When Goncalves went for a Punishing Fire on Narcomoeba, it forced Watanabe into action. He sacrificed a fetch land to get the mana to off his own creature to Rusalka, and finally got some goodies into his graveyard, thanks to being able to discard a Stinkweed Imp then dredge it. Suddenly Golgari Grave-Troll, Bridge from Below and Bloodghast were all players in Watanabe’s game.
While Goncalves was able to put a hurting on Watanabe’s mana base with a Ghost Quarter (when the Japanese player was all out of basics), this did little to slow down the great dredge engine now that it had started. Thanks to Bridge from Below, Rusalka’s ability led to some whopping dredges, with fresh Zombies being created to fill things up, before a final Dread Return got back Iona, Shield of Emeria, to go alongside six Zombie tokens. Iona named white.

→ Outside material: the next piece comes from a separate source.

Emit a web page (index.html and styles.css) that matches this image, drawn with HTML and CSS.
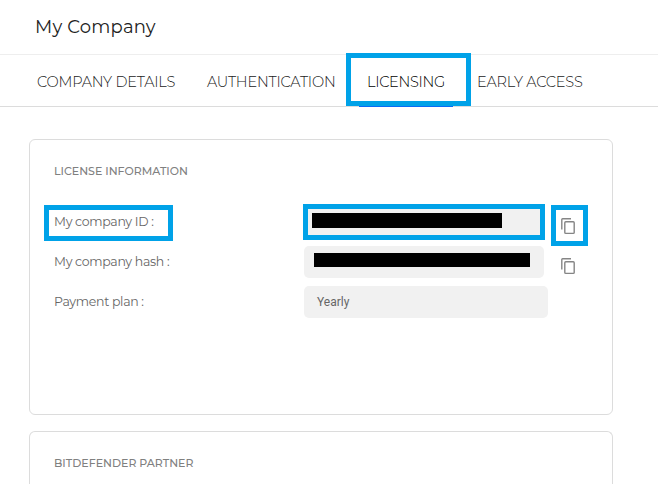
FILE: index.html
```html
<!DOCTYPE html>
<html lang="en">
<head>
<meta charset="utf-8">
<title>My Company</title>
<link rel="stylesheet" href="styles.css">
</head>
<body>
<header class="header"><h1 class="title">My Company</h1></header>
<nav class="tabs">
  <a class="tab tab-details">COMPANY DETAILS</a>
  <a class="tab tab-auth">AUTHENTICATION</a>
  <a class="tab tab-active">LICENSING<span class="mark mark-tab"></span></a>
  <a class="tab tab-early">EARLY ACCESS</a>
</nav>
<main class="content">
  <section class="card card-license">
    <h2 class="heading">LICENSE INFORMATION</h2>
    <div class="row">
      <span class="label">My company ID :<span class="mark mark-label"></span></span>
      <div class="field"><span class="redacted redacted-id"></span><span class="mark mark-field"></span></div>
      <span class="copy">
        <svg width="16" height="18" viewBox="0 0 16 18"><path d="M1.8 12.5V2.5Q1.8 1.7 2.6 1.7H11"/><rect x="4.8" y="4.8" width="9.4" height="11.6" rx="1"/></svg>
        <span class="mark mark-copy"></span>
      </span>
    </div>
    <div class="row">
      <span class="label">My company hash :</span>
      <div class="field"><span class="redacted redacted-hash"></span></div>
      <span class="copy">
        <svg width="16" height="18" viewBox="0 0 16 18"><path d="M1.8 12.5V2.5Q1.8 1.7 2.6 1.7H11"/><rect x="4.8" y="4.8" width="9.4" height="11.6" rx="1"/></svg>
      </span>
    </div>
    <div class="row">
      <span class="label">Payment plan :</span>
      <div class="field field-plan">Yearly</div>
    </div>
  </section>
  <section class="card card-partner">
    <h2 class="heading">BITDEFENDER PARTNER</h2>
  </section>
</main>
</body>
</html>
```
FILE: styles.css
```css
* { box-sizing: border-box; }
body {
  margin: 0;
  background: #fff;
  color: #555;
  font-family: Montserrat, Inter, "Open Sans", sans-serif;
}
.header {
  height: 55px;
  padding: 15px 35px 0;
  border-bottom: 1px solid #eee;
}
.title {
  margin: 0;
  font-size: 18px;
  line-height: 24px;
  font-weight: 400;
  letter-spacing: 0.2px;
  color: #222;
}
.tabs {
  display: flex;
  height: 52px;
  padding-left: 29px;
  border-bottom: 1px solid #dcdcdc;
}
.tab {
  position: relative;
  flex: none;
  height: 52px;
  padding: 0 8px;
  font-size: 14.5px;
  line-height: 54px;
  font-weight: 300;
  letter-spacing: -0.2px;
  white-space: nowrap;
  color: #222;
}
.tab-details { width: 170px; }
.tab-auth { width: 160px; }
.tab-active {
  width: 94px;
  margin-right: 16px;
  letter-spacing: -0.3px;
  color: #000;
  border-bottom: 1px solid #0a6cf5;
}
.mark {
  position: absolute;
  border: 5px solid #00a2e8;
}
.mark-tab { left: -13px; top: -2px; width: 125px; height: 53px; }
.content { padding: 32px 45px 0 29px; }
.card {
  border: 1px solid #dcdcdc;
  border-radius: 6px;
  padding: 24px;
}
.card-license { height: 276px; margin-bottom: 16px; }
.card-partner {
  height: 53px;
  border-bottom: 0;
  border-radius: 6px 6px 0 0;
  padding-bottom: 0;
}
.heading {
  margin: 0 0 27px;
  font-size: 11px;
  line-height: 15px;
  font-weight: 500;
  color: #808080;
}
.card-partner .heading { margin-bottom: 0; }
.row {
  display: flex;
  height: 32px;
  margin-bottom: 8px;
}
.label {
  position: relative;
  width: 250px;
  font-size: 12.5px;
  line-height: 31px;
  font-weight: 400;
  letter-spacing: -0.3px;
  color: #666;
}
.mark-label { left: -10px; top: -1px; width: 129px; height: 36px; }
.field {
  position: relative;
  width: 240px;
  height: 32px;
  border-radius: 5px;
  background: #f1f1f1;
}
.field-plan {
  width: 244px;
  padding-left: 13px;
  font: 12px/32px Roboto, sans-serif;
  color: #666;
}
.redacted { display: block; background: #000; }
.redacted-id { width: 190px; height: 15px; margin: 7px 0 0 8px; }
.redacted-hash { width: 216px; height: 14px; margin: 7px 0 0 10px; }
.mark-field { left: -1px; top: -2px; width: 242px; height: 36px; }
.copy {
  position: relative;
  width: 16px;
  height: 32px;
  margin-left: 16px;
  padding-top: 11px;
}
.copy svg {
  display: block;
  fill: none;
  stroke: #858585;
  stroke-width: 1.4;
}
.mark-copy { left: -9px; top: -1px; width: 37px; height: 41px; }
```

From here things were pretty much academic. It was not long before Japan was up two matches to zero.
Watanabe 2, Goncalves 0
The second game in Legacy had shown the power of Blood Moon vs, Wild Nacatl, and things stood at 1-1 in that match. In Game 3, a questionable keep from Bastos left him light on land again, working on playing higher-cost Goblins using Æther Vial once more. Shiota’s draw wasn’t perfect either, as his Wild Nacatls, while not the 1/1 creatures they had been in Game 2, were still not all that they could be, as he was short a source of white mana. When the first such source came, team Japan had to laugh. Karakas was plenty good at letting white spells be cast, but it couldn’t pump those kitties.
Shiota began to eke out an edge, building up his force to include a Tarmogoyf, and bashing his opponent low. By the time Bastos could get out a Goblin Warchief and a Goblin Sharpshooter, he was on too low a life total to feel remotely stable. The final points came from a Lightning Bolt, which meant Shiota had a slightly larger Tarmogoyf—along with a slightly deader opponent.
Team Japan got the sweep in this match for a comfortable victory over Portugal!